[Records from a data source]
⟨

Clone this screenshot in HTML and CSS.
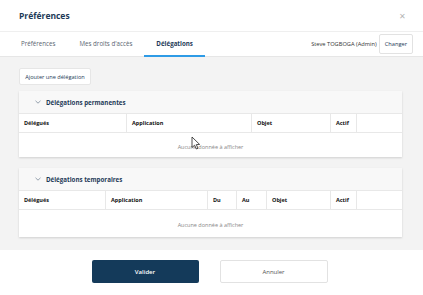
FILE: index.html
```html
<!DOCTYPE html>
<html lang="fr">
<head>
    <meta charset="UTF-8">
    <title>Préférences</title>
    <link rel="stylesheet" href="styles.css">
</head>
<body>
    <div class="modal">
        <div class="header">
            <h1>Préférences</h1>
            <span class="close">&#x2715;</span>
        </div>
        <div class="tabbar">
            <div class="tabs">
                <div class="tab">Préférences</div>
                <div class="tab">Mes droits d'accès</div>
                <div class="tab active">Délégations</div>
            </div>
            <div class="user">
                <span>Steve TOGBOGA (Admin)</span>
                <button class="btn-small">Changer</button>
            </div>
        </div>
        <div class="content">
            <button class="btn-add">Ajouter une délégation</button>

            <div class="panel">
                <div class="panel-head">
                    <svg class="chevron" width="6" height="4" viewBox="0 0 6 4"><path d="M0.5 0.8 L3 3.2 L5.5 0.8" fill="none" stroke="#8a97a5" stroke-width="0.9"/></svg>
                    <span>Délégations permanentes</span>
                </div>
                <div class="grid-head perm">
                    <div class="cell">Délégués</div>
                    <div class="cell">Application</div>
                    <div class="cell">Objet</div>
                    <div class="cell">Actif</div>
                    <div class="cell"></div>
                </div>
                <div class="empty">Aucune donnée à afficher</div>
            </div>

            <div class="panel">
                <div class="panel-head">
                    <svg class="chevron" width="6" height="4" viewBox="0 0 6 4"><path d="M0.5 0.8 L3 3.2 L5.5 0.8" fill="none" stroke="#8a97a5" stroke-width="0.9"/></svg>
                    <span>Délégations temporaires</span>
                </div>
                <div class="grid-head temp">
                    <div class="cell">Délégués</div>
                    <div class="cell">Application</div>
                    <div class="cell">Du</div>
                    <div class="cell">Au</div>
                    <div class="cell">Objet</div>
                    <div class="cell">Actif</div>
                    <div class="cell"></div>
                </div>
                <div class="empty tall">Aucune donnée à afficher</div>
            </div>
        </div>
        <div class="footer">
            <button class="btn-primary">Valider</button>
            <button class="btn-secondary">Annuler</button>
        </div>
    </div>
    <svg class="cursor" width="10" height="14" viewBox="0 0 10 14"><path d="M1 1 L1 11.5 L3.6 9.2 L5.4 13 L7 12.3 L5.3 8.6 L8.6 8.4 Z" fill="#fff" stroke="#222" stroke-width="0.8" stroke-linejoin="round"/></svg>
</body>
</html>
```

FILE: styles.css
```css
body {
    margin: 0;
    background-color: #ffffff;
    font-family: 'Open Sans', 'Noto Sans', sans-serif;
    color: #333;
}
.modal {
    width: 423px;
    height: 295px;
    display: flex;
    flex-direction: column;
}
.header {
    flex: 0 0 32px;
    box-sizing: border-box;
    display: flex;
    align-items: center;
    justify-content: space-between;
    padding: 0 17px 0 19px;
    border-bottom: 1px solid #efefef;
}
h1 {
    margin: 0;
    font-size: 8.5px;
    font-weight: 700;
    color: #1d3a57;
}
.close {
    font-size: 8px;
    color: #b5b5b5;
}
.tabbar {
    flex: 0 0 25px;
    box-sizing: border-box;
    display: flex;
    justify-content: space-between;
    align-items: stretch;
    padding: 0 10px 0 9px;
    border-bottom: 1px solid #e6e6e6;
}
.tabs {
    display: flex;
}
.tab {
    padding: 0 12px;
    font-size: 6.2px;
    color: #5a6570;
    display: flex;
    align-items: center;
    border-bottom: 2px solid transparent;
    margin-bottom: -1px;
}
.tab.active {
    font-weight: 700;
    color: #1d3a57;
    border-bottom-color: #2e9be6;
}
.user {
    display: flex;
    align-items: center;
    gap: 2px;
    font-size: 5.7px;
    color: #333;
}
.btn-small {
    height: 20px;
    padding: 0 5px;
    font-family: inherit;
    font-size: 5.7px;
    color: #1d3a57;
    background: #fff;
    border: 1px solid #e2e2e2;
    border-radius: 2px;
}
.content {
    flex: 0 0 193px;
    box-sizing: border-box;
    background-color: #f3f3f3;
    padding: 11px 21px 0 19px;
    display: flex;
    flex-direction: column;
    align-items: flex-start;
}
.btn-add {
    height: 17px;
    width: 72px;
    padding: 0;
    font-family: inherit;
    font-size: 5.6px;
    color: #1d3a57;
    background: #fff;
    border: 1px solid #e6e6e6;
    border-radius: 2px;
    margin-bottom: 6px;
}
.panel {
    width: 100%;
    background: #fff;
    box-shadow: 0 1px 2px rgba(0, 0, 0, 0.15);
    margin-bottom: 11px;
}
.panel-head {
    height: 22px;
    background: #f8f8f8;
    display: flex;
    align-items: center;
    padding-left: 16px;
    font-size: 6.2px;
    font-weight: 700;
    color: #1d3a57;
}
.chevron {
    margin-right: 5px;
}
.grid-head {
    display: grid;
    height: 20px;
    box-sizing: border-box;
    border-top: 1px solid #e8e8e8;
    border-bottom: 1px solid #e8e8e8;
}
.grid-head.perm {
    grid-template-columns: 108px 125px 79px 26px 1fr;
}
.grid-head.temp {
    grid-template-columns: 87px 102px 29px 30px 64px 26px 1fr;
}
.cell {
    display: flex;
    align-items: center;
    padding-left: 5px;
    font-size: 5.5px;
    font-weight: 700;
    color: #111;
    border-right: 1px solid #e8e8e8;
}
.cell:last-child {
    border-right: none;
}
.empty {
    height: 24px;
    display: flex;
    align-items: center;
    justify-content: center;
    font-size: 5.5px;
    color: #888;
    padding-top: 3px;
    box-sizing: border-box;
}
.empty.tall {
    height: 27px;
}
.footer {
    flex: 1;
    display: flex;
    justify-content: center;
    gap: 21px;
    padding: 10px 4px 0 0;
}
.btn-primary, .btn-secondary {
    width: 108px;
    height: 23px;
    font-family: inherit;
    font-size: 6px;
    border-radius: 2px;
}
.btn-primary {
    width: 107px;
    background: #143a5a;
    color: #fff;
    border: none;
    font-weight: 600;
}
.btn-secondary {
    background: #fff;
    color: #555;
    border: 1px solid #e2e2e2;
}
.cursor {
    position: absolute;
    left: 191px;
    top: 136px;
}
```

⟩
⟨

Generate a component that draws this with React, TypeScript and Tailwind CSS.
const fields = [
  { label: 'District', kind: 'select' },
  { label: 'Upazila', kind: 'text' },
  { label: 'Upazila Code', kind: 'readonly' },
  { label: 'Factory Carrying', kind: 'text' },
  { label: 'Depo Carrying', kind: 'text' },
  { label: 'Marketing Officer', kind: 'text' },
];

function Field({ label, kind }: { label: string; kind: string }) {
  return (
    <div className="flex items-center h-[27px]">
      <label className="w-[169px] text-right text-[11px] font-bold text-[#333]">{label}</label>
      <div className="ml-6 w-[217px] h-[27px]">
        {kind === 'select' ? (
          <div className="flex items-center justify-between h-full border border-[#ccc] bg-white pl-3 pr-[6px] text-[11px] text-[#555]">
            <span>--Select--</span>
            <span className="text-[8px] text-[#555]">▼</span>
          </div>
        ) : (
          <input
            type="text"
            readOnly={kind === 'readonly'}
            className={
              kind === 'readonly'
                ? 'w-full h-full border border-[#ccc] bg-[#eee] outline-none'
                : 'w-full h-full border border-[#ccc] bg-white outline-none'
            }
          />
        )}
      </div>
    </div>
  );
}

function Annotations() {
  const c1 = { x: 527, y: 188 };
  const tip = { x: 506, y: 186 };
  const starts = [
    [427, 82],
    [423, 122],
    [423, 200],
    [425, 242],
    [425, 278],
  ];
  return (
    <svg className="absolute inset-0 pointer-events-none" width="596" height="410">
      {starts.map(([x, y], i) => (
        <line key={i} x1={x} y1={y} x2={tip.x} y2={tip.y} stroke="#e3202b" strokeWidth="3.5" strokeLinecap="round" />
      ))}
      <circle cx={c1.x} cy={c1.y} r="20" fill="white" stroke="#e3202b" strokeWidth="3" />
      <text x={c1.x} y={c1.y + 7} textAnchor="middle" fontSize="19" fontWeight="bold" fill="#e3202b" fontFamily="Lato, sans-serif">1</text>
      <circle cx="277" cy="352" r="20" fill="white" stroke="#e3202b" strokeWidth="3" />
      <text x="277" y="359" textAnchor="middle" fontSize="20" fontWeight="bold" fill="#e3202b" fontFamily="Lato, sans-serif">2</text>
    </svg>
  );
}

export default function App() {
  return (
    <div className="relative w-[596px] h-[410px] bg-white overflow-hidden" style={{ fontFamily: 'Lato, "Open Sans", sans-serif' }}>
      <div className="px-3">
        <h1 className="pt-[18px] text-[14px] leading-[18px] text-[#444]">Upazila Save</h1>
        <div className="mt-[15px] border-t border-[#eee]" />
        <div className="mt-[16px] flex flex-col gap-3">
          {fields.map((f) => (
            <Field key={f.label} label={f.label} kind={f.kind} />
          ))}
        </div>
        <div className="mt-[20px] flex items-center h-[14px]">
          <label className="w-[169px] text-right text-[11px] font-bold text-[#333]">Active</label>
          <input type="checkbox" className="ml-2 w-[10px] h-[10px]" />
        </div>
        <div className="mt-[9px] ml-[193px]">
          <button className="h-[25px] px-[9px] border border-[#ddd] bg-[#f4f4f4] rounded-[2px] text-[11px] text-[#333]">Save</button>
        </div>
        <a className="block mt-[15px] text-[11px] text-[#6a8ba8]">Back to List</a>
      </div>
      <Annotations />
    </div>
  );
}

⟩
⟨

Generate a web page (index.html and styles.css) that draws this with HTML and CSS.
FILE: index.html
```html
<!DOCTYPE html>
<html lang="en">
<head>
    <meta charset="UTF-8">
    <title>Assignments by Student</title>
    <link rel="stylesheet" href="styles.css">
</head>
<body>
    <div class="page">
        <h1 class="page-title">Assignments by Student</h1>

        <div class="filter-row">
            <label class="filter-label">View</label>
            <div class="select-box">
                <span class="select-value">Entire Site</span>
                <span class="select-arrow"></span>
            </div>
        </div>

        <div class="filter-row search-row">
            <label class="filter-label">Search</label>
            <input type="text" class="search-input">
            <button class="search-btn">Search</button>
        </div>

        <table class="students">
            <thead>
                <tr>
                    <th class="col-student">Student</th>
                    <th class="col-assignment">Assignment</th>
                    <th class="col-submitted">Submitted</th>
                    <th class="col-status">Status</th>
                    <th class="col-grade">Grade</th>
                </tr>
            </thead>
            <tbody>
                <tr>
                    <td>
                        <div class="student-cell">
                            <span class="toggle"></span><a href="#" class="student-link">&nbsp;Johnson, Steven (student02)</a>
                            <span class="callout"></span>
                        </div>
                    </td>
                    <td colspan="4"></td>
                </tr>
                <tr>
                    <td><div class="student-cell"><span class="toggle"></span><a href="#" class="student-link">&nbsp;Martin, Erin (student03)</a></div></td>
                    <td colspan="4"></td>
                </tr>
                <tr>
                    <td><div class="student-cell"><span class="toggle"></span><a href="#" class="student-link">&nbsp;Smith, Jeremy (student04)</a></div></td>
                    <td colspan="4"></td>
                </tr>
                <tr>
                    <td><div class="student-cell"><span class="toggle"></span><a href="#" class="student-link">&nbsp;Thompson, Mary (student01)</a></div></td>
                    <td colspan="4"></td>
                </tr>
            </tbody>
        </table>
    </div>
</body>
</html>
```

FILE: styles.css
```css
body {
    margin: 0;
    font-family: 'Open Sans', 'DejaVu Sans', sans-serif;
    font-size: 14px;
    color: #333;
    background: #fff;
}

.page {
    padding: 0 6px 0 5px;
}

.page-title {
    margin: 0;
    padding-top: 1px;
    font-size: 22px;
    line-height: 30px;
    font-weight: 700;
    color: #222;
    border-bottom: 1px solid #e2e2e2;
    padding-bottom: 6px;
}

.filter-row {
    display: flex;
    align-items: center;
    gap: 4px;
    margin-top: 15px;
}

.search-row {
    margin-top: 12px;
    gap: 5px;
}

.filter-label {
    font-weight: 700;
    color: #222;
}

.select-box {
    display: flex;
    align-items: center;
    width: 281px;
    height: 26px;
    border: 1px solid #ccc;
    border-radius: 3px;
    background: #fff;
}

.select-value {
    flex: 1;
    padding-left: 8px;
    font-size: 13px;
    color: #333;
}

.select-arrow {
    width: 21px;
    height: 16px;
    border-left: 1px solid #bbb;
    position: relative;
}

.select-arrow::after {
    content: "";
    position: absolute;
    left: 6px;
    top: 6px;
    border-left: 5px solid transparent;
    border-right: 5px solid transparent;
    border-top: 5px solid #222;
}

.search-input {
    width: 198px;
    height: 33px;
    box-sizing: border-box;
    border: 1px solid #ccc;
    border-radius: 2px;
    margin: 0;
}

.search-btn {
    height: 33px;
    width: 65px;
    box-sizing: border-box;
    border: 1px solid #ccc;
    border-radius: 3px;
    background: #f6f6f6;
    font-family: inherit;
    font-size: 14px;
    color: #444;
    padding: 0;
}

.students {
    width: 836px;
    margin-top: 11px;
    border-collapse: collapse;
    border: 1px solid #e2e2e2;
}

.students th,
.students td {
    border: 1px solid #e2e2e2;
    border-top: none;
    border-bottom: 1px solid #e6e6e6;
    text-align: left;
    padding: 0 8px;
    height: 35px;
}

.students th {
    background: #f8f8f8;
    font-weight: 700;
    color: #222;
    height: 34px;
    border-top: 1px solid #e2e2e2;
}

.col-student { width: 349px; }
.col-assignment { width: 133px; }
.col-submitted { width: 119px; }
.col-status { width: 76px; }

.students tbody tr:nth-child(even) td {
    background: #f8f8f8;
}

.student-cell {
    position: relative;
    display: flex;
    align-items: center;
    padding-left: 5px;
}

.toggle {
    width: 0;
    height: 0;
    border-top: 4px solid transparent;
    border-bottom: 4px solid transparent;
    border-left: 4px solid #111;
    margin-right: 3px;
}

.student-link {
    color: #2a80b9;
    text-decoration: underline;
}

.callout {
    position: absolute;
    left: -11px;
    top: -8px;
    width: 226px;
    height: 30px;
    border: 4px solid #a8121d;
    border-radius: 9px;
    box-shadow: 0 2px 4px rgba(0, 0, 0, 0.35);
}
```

⟩

■ **Problem requirements**: Report each line in the data that holds the word "Generate".

■ **Result of this exercise**:
Generate a component that draws this with React, TypeScript and Tailwind CSS.
Generate a web page (index.html and styles.css) that draws this with HTML and CSS.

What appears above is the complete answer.